Rypien was born in Blairmore, Alberta, a community within the municipality of Crowsnest Pass, Alberta on May 16, 1984. Throughout his career, Rypien earned a reputation as a tough and hardworking player. With the Canucks, he was a fourth-line forward, providing energy with his speed on the forecheck, aggression and fighting abilities – attributes that made him a fan favourite throughout his junior and professional career, but also contributed to his injury troubles.
Struggling with clinical depression throughout his career, Rypien's mental health was eventually made known to the Vancouver Canucks organization during their 2008 training camp; the team consequently coordinated his treatment for the remainder of his tenure with the team. Among his teammates, Canucks defenceman Kevin Bieksa was the first Rypien confided in regarding his depression.
A month-and-a-half after signing with the Winnipeg Jets, a family member found Rypien dead in his Crowsnest Pass, Alberta, home on August 15, 2011. The cause of death was confirmed as suicide. Following his death, Heisinger told media that Rypien had been suffering from depression for more than ten years. Jason Jaffray, a former Moose and Canucks teammate who had also recently signed with Winnipeg, expressed surprise at Rypien's death, explaining that while he was aware of his mental health, he felt he was "a new man and...the happiest [he'd] ever seen him."

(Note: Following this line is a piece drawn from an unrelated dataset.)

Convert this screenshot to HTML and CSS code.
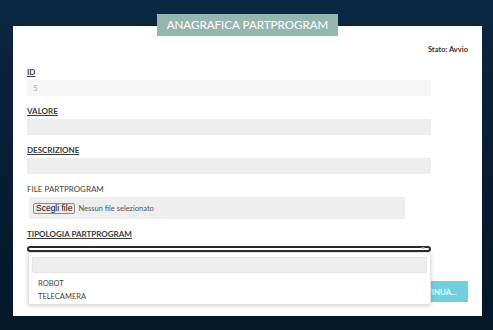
FILE: index.html
```html
<!DOCTYPE html>
<html lang="it">
<head>
    <meta charset="UTF-8">
    <meta name="viewport" content="width=device-width, initial-scale=1.0">
    <title>Anagrafica Partprogram</title>
    <link rel="stylesheet" href="styles.css">
</head>
<body>
    <div class="page">
        <div class="tab">ANAGRAFICA PARTPROGRAM</div>
        <div class="panel">
            <div class="stato">Stato: Avvio</div>

            <div class="field">
                <label class="lbl">ID</label>
                <input class="inp inp-ro" type="text" value="5" readonly>
            </div>
            <div class="field">
                <label class="lbl">VALORE</label>
                <input class="inp" type="text">
            </div>
            <div class="field">
                <label class="lbl">DESCRIZIONE</label>
                <input class="inp" type="text">
            </div>
            <div class="field">
                <label class="lbl lbl-plain">FILE PARTPROGRAM</label>
                <div class="file-box">
                    <span class="file-btn">Scegli file</span>
                    <span class="file-name">Nessun file selezionato</span>
                </div>
            </div>
            <div class="field field-select">
                <label class="lbl">TIPOLOGIA PARTPROGRAM</label>
                <div class="select">
                    <span class="select-arrow"></span>
                </div>
                <div class="dropdown">
                    <div class="dd-search"></div>
                    <div class="dd-option">ROBOT</div>
                    <div class="dd-option">TELECAMERA</div>
                </div>
            </div>

            <div class="actions">
                <button class="btn">CONTINUA...</button>
            </div>
        </div>
    </div>
</body>
</html>
```

FILE: styles.css
```css
html, body {
    margin: 0;
    height: 100%;
}
body {
    font-family: Lato, "Open Sans", sans-serif;
    background: linear-gradient(180deg, #0c2741 0%, #061c30 60%, #04182a 100%);
    overflow: hidden;
}
.page {
    display: flex;
    flex-direction: column;
    padding: 14px 11px 0 13px;
}
.tab {
    align-self: center;
    position: relative;
    z-index: 2;
    height: 22px;
    line-height: 22px;
    padding: 0 10px;
    background-color: #95b6ae;
    color: #fff;
    font-size: 11.6px;
    margin-bottom: -10px;
}
.panel {
    position: relative;
    background: #fff;
    padding: 19px 14px 13px 14px;
    height: 258px;
}
.stato {
    text-align: right;
    font-size: 7.5px;
    font-weight: bold;
    color: #333;
    line-height: 10px;
    margin-bottom: 12px;
}
.field {
    display: flex;
    flex-direction: column;
    align-items: flex-start;
    margin-bottom: 10px;
}
.lbl {
    font-size: 8px;
    font-weight: bold;
    color: #3a3a3a;
    text-decoration: underline;
    line-height: 10px;
    margin-bottom: 3px;
}
.lbl-plain {
    font-weight: normal;
    text-decoration: none;
    color: #444;
}
.inp {
    width: 404px;
    height: 16px;
    box-sizing: border-box;
    border: none;
    background-color: #eee;
    padding: 0 6px;
    font-family: Lato, sans-serif;
    font-size: 8px;
    color: #aaa;
    outline: none;
}
.inp-ro {
    background-color: #f5f5f5;
}
.file-box {
    width: 376px;
    height: 22px;
    box-sizing: border-box;
    margin-left: 2px;
    background-color: #eee;
    display: flex;
    align-items: center;
    padding-left: 4px;
    gap: 3px;
}
.file-btn {
    font-family: "Liberation Sans", Arial, sans-serif;
    font-size: 8.5px;
    color: #111;
    background: #e9e9e9;
    border: 1px solid #8a8a8a;
    border-radius: 2px;
    padding: 0 2px;
    line-height: 9px;
}
.file-name {
    font-size: 7.5px;
    color: #555;
}
.field-select {
    position: relative;
    margin-top: 0;
    margin-bottom: 29px;
}
.field-select .lbl {
    margin-bottom: 7px;
}
.select {
    position: relative;
    width: 404px;
    height: 6px;
    box-sizing: border-box;
    border: 2px solid #2b2b2b;
    border-radius: 4px;
    background: #fff;
}
.select-arrow {
    position: absolute;
    right: 4px;
    top: -1px;
    border-left: 2px solid transparent;
    border-right: 2px solid transparent;
    border-top: 2px solid #999;
}
.dropdown {
    position: absolute;
    z-index: 3;
    left: 1px;
    top: 23px;
    width: 403px;
    height: 53px;
    box-sizing: border-box;
    background: #fff;
    border: 1px solid #e2e2e2;
    border-radius: 2px;
    box-shadow: 0 1px 4px rgba(0,0,0,0.18);
    padding: 4px 3px;
}
.dd-search {
    height: 16px;
    background: #eee;
    border: 1px solid #e4e4e4;
    border-radius: 2px;
    box-sizing: border-box;
    margin-bottom: 4px;
}
.dd-option {
    font-size: 7.5px;
    color: #444;
    line-height: 13px;
    padding-left: 6px;
}
.actions {
    display: flex;
    justify-content: flex-end;
}
.btn {
    background-color: #72cfdd;
    color: #fff;
    border: none;
    height: 21px;
    width: 70px;
    padding: 0;
    font-family: Lato, sans-serif;
    font-size: 8px;
    cursor: pointer;
}
```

Several hours after his death was announced, Canucks fans began assembling a memorial outside of Rogers Arena. Rypien's memorial service was held at Alberta Stella Arena (where he had played his minor hockey) in Blairmore, Alberta, on August 20. Bieksa was on hand as one of the casket's pall bearers. He was one of numerous former teammates, general managers and figures from Rypien's hockey career in attendance. In the subsequent 2011–12 NHL season, the Canucks honoured Rypien with a ceremony prior to a home game against the New York Rangers on October 18.